The most insidious part of the AIM advertising relies on software from Viewpoint. The Viewpoint software gets installed on your system as a “by-product” of installing AIM. You don’t get asked if you want it and you don’t get told you have it, but when you start AIM you may see and hear rap music blaring from your system. It comes from Viewpoint. The company says they have “highly integrated online marketing solutions” which “extend a message across the web quickly, easily and with results that speak for themselves”. Viewpoint says their “Internet Marketing Technology (IMT)” is “an amazing platform” that brings together Viewpoint’s technologies to deliver “the most visually powerful, immersive and engaging rich media applications on the web”. In fact it is so “amazing” that it is hard to get rid of. I tried to uninstall it and it required a lot of steps and re-boots to do the job. Viewpoint is so embedded that it took awhile to figure out what it was and where it was. I would call it spam.

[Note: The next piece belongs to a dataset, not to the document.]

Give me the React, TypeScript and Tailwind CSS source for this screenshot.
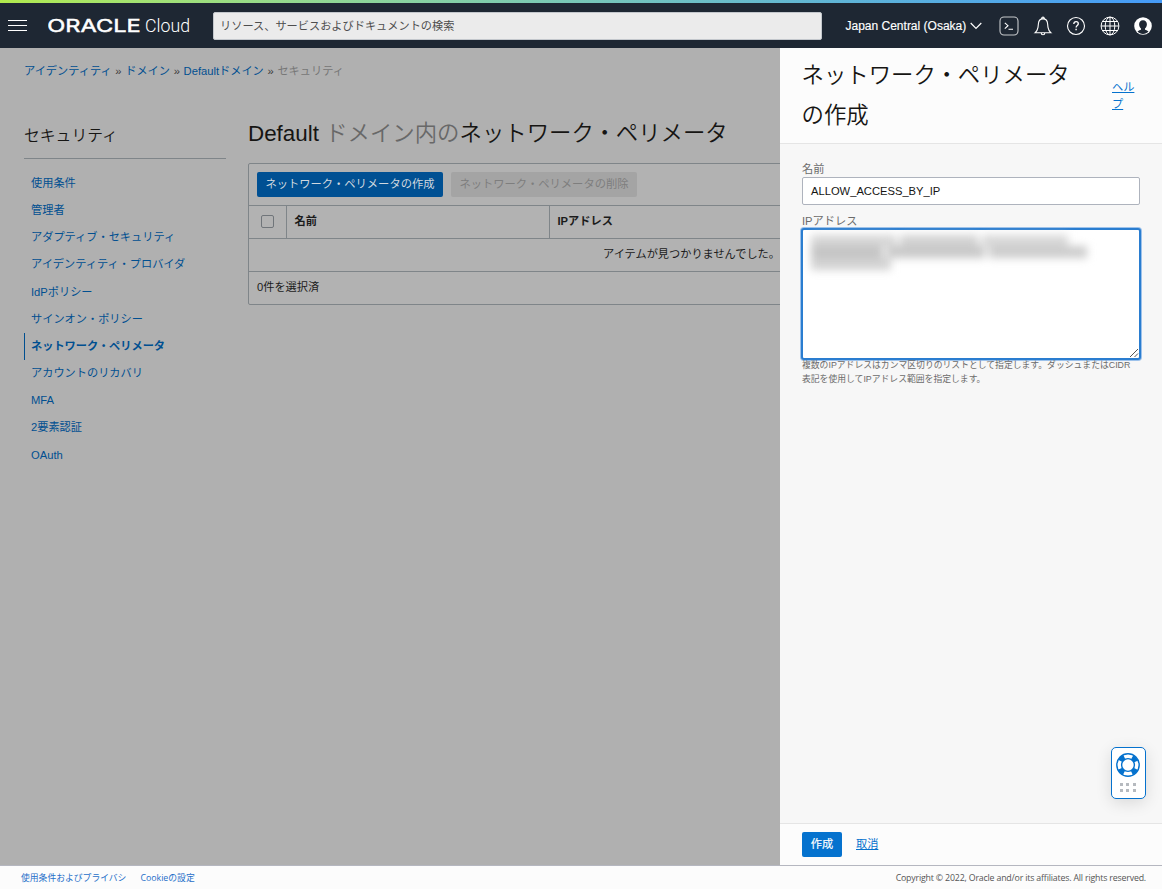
import React from "react";

const navItems = [
  "使用条件",
  "管理者",
  "アダプティブ・セキュリティ",
  "アイデンティティ・プロバイダ",
  "IdPポリシー",
  "サインオン・ポリシー",
  "ネットワーク・ペリメータ",
  "アカウントのリカバリ",
  "MFA",
  "2要素認証",
  "OAuth",
];

function Logo() {
  return (
    <svg className="block" width="144" height="24" viewBox="0 0 144 24" fill="#fff">
      <text x="-0.8" y="18" fontFamily="Inter, sans-serif" fontWeight="400" fontSize="17.2" textLength="93.5" lengthAdjust="spacingAndGlyphs" stroke="#fff" strokeWidth="0.45">ORACLE</text>
      <text x="97" y="18" fontFamily="Roboto, sans-serif" fontWeight="300" fontSize="18.5" textLength="45" lengthAdjust="spacingAndGlyphs">Cloud</text>
    </svg>
  );
}

function TerminalIcon() {
  return (
    <svg width="20" height="20" viewBox="0 0 20 20" fill="none" stroke="#fff" strokeWidth="1.1">
      <rect x="1" y="1" width="18" height="18" rx="4" strokeOpacity="0.75" />
      <path d="M5.8 6.8 9 9.7 5.8 12.6M9.5 13.2h4.5" />
    </svg>
  );
}

function BellIcon() {
  return (
    <svg width="20" height="20" viewBox="0 0 20 20" fill="none" stroke="#fff" strokeWidth="1.1">
      <path d="M8.8 2.9v-.6a1.2 1.2 0 0 1 2.4 0v.6M10 2.9C7 2.9 5.6 5 5.4 7.8L5 11.4C4.7 13.6 3.8 15.2 2 16.8h16c-1.8-1.6-2.7-3.2-3-5.4l-.4-3.6C14.4 5 13 2.9 10 2.9ZM8.2 17a1.8 1.8 0 0 0 3.6 0" />
    </svg>
  );
}

function HelpIcon() {
  return (
    <svg width="20" height="20" viewBox="0 0 20 20" fill="none" stroke="#fff" strokeWidth="1.1">
      <circle cx="10" cy="10" r="8.5" />
      <path d="M7.8 7.9c0-1.4.9-2.2 2.3-2.2s2.2.8 2.2 2c0 1.8-2.2 1.8-2.2 3.9" strokeWidth="1.3" />
      <path d="M10.1 12.8v1.5" strokeWidth="1.4" />
    </svg>
  );
}

function GlobeIcon() {
  return (
    <svg width="20" height="20" viewBox="0 0 20 20" fill="none" stroke="#fff" strokeWidth="1">
      <circle cx="10" cy="10" r="8.9" />
      <ellipse cx="10" cy="10" rx="4.8" ry="8.9" />
      <path d="M10 1.1v17.8M1.1 10h17.8M2.6 5.5h14.8M2.6 14.5h14.8" />
    </svg>
  );
}

function UserIcon() {
  return (
    <svg width="20" height="20" viewBox="0 0 20 20">
      <circle cx="10" cy="10" r="8.8" fill="#fff" />
      <path d="M10 4.2c-2.5 0-3.9 1.7-3.9 4.1 0 1.9.8 3.3 1.9 4.1v1.3c-1.4.4-2.7.9-3.5 1.7 1.4 1.6 3.3 2.5 5.5 2.5s4.1-.9 5.5-2.5c-.8-.8-2.1-1.3-3.5-1.7v-1.3c1.1-.8 1.9-2.2 1.9-4.1 0-2.4-1.4-4.1-3.9-4.1Z" fill="#1e2733" />
    </svg>
  );
}

function LifeRing() {
  return (
    <svg className="-ml-0.5" width="24" height="24" viewBox="0 0 24 24" fill="none">
      <circle cx="12" cy="12" r="8.7" stroke="#0572ce" strokeWidth="5" strokeDasharray="5.6 8.066" strokeDashoffset="-4.033" />
      <circle cx="12" cy="12" r="11.2" stroke="#0572ce" strokeWidth="1.4" />
      <circle cx="12" cy="12" r="6.4" stroke="#0572ce" strokeWidth="1.4" />
    </svg>
  );
}

function Header() {
  return (
    <header className="flex h-12 shrink-0 flex-col bg-[#1e2733]">
      <div className="h-[3px] bg-linear-to-r from-[#b1ea4d] to-[#459af8]" />
      <div className="flex h-[45px] items-center pl-2 text-white">
        <div className="flex w-10 flex-col gap-1">
          <span className="h-px w-[19px] bg-white" />
          <span className="h-px w-[19px] bg-white" />
          <span className="h-px w-[19px] bg-white" />
        </div>
        <div className="w-[165px]">
          <Logo />
        </div>
        <div className="flex h-7 w-[609px] items-center rounded-xs border border-[#c3c7cc] bg-[#ebebeb] px-1.5 pt-0.5 text-[11.2px] text-[#4d4d4d]">
          リソース、サービスおよびドキュメントの検索
        </div>
        <div className="ml-[23.5px] flex w-[153.5px] items-center text-[12px] [-webkit-text-stroke:0.15px_#fff]">
          <span className="w-[121px] whitespace-nowrap">Japan Central (Osaka)</span>
          <svg className="ml-[3px]" width="12" height="8" viewBox="0 0 12 8" fill="none" stroke="#fff" strokeWidth="1.2">
            <path d="m.7 1 5.3 5.5L11.3 1" />
          </svg>
        </div>
        <div className="flex items-center gap-[13.5px]">
          <TerminalIcon />
          <BellIcon />
          <HelpIcon />
          <GlobeIcon />
          <UserIcon />
        </div>
      </div>
    </header>
  );
}

function Sidebar() {
  return (
    <aside className="w-[202px] shrink-0">
      <h2 className="h-[39px] border-b border-[#7f8589] text-[15.8px] leading-[31px] font-[350] text-[#161513]">セキュリティ</h2>
      <nav className="pt-[10.6px]">
        {navItems.map((item) => (
          <a
            key={item}
            className={
              item === "ネットワーク・ペリメータ"
                ? "flex h-[27.2px] items-center border-l border-[#004f90] pl-1.5 font-bold text-[#004f90]"
                : "flex h-[27.2px] items-center border-l border-transparent pl-1.5 text-[#004f90]"
            }
          >
            {item}
          </a>
        ))}
      </nav>
    </aside>
  );
}

function PerimeterTable() {
  return (
    <section className="flex w-[560px] flex-col rounded-xs border border-[#7f8589] bg-[#b2b2b2] text-[#1b1b1b]">
      <div className="flex h-[41px] items-center gap-2 px-2">
        <button className="h-[25px] w-[186px] rounded-xs bg-[#005093] text-[11.3px] text-[#d0d8df]">ネットワーク・ペリメータの作成</button>
        <button className="h-[25px] w-[186px] rounded-xs bg-[#a4a4a4] text-[11.3px] text-[#7e7e7e]">ネットワーク・ペリメータの削除</button>
      </div>
      <div className="flex h-[34px] border-y border-[#7f8589] pb-px font-bold">
        <div className="-mb-px flex w-[38px] items-center justify-center border-r border-[#7f8589] pb-px">
          <span className="size-[13px] rounded-xs border border-[#70757a]" />
        </div>
        <div className="-mb-px flex w-[263px] items-center border-r border-[#7f8589] pb-px pl-[7.5px]">名前</div>
        <div className="flex items-center pl-[7.5px]">IPアドレス</div>
      </div>
      <div className="flex h-[33px] items-center border-b border-[#7f8589] pb-px pl-[354px] whitespace-nowrap">アイテムが見つかりませんでした。</div>
      <div className="flex h-8 items-center pb-px pl-2">0件を選択済</div>
    </section>
  );
}

function RedactedLines() {
  return (
    <div className="flex flex-col blur-[4px]">
      <div className="flex gap-1">
        <span className="h-[11px] w-[85px] bg-[#d6d6d6]" />
        <span className="h-[11px] w-[78px] bg-[#d2d2d2]" />
        <span className="h-[11px] w-[86px] bg-[#d8d8d8]" />
      </div>
      <div className="flex gap-1">
        <span className="h-3 w-[72px] bg-[#c4c4c4]" />
        <span className="h-3 w-[98px] bg-[#c8c8c8]" />
        <span className="h-3 w-[98px] bg-[#cccccc]" />
      </div>
      <div className="flex">
        <span className="h-3 w-[80px] bg-[#d2d2d2]" />
      </div>
    </div>
  );
}

function SupportWidget() {
  return (
    <div className="absolute top-[747px] left-[1111px] flex h-[52px] w-[35px] flex-col items-center gap-1.5 rounded-[5px] border border-[#0572ce] bg-white pt-[5px] shadow-[0_4px_16px_rgba(0,0,0,0.12)]">
      <LifeRing />
      <div className="-ml-0.5 grid grid-cols-3 gap-x-[3.5px] gap-y-[3px]">
        <i className="size-[3px] bg-[#b6babf]" />
        <i className="size-[3px] bg-[#b6babf]" />
        <i className="size-[3px] bg-[#b6babf]" />
        <i className="size-[3px] bg-[#b6babf]" />
        <i className="size-[3px] bg-[#b6babf]" />
        <i className="size-[3px] bg-[#b6babf]" />
      </div>
    </div>
  );
}

function Drawer() {
  return (
    <aside className="flex w-[382px] shrink-0 flex-col bg-[#f7f7f7]">
      <div className="flex h-24 shrink-0 border-b border-[#e5e5e5] bg-[#fcfcfc] pl-[21.5px]">
        <h1 className="w-[310.5px] pt-2 text-[22.4px] leading-10 font-[350] text-[#161513]">
          ネットワーク・ペリメータ
          <br />
          の作成
        </h1>
        <a className="w-6 pt-[31px] text-[11.2px] leading-[17px] text-[#0572ce] underline">
          ヘル
          <br />プ
        </a>
      </div>
      <div className="flex flex-1 flex-col px-[22px] pt-[17px]">
        <label className="h-4 leading-4 text-[#6b6b6b]">名前</label>
        <div className="flex h-7 items-center rounded-xs border border-[#aeb3bd] bg-white pl-2 text-[#161513]">ALLOW_ACCESS_BY_IP</div>
        <label className="mt-2 h-[15px] leading-4 text-[#6b6b6b]">IPアドレス</label>
        <div className="-mx-px flex h-[132px] justify-between rounded-[3px] border-2 border-[#2a7dd0] bg-white shadow-[0_0_0_1px_#9dc2eb]">
          <div className="pt-[5px] pl-2">
            <RedactedLines />
          </div>
          <svg className="self-end" width="10" height="10" viewBox="0 0 10 10" stroke="#555" strokeWidth="1">
            <path d="M1 9 9 1M5.5 9 9 5.5" />
          </svg>
        </div>
        <p className="-mt-[2px] text-[8.82px] leading-[14px] whitespace-nowrap text-[#6b6b6b]">
          複数のIPアドレスはカンマ区切りのリストとして指定します。ダッシュまたはCIDR
          <br />
          表記を使用してIPアドレス範囲を指定します。
        </p>
      </div>
      <div className="flex h-[42px] shrink-0 items-center gap-3.5 border-t border-[#e5e5e5] bg-[#fcfcfc] pl-[22px]">
        <button className="h-[25px] w-10 rounded-xs bg-[#0572ce] text-white [-webkit-text-stroke:0.2px_#fff]">作成</button>
        <a className="text-[#0572ce] underline">取消</a>
      </div>
    </aside>
  );
}

export default function App() {
  return (
    <div className="relative flex h-[889px] w-[1162px] flex-col overflow-hidden bg-[#b0b0b0] font-['Liberation_Sans','Noto_Sans_CJK_JP',sans-serif] text-[11.2px]" lang="ja">
      <Header />
      <div className="flex h-[817px] shrink-0">
        <main className="w-[780px] shrink-0 overflow-hidden pl-6">
          <div className="flex h-[72px] gap-[3.7px] pt-[14px] leading-[18px] text-[#004f90]">
            <a>アイデンティティ</a>
            <span className="text-[#3c3c3c]">»</span>
            <a>ドメイン</a>
            <span className="text-[#3c3c3c]">»</span>
            <a>Defaultドメイン</a>
            <span className="text-[#3c3c3c]">»</span>
            <span className="text-[#777]">セキュリティ</span>
          </div>
          <div className="flex gap-[22px]">
            <Sidebar />
            <div className="shrink-0">
              <h1 className="h-[43px] text-[22.4px] leading-[28px] font-[350] whitespace-nowrap text-[#161513]">
                Default <span className="text-[#686868]">ドメイン内の</span>ネットワーク・ペリメータ
              </h1>
              <PerimeterTable />
            </div>
          </div>
        </main>
        <Drawer />
      </div>
      <footer className="flex h-6 shrink-0 items-center justify-between border-t border-[#b5b7c0] bg-[#fcfcfc] pt-0.5 pr-4 pl-[21px] font-['Open_Sans','Noto_Sans_CJK_JP',sans-serif] text-[8.8px] text-[#555]">
        <div className="flex gap-3.5 text-[#1f6fc9]">
          <a>使用条件およびプライバシ</a>
          <a>Cookieの設定</a>
        </div>
        <span className="tracking-[-0.18px]">Copyright © 2022, Oracle and/or its affiliates. All rights reserved.</span>
      </footer>
      <SupportWidget />
    </div>
  );
}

Marketers are becoming desperate. They will chisel into your system, install things without asking you, and then use it to blast you with things you don’t want. The Internet is about choice. Web sites such as Google, Amazon, eBay, and countless others take that seriously. It is often the “old media” companies such as Time Warner and Forbes that seem to put their goals for advertising in front of their goals to deliver what consumers want. In the long run that is a losing strategy.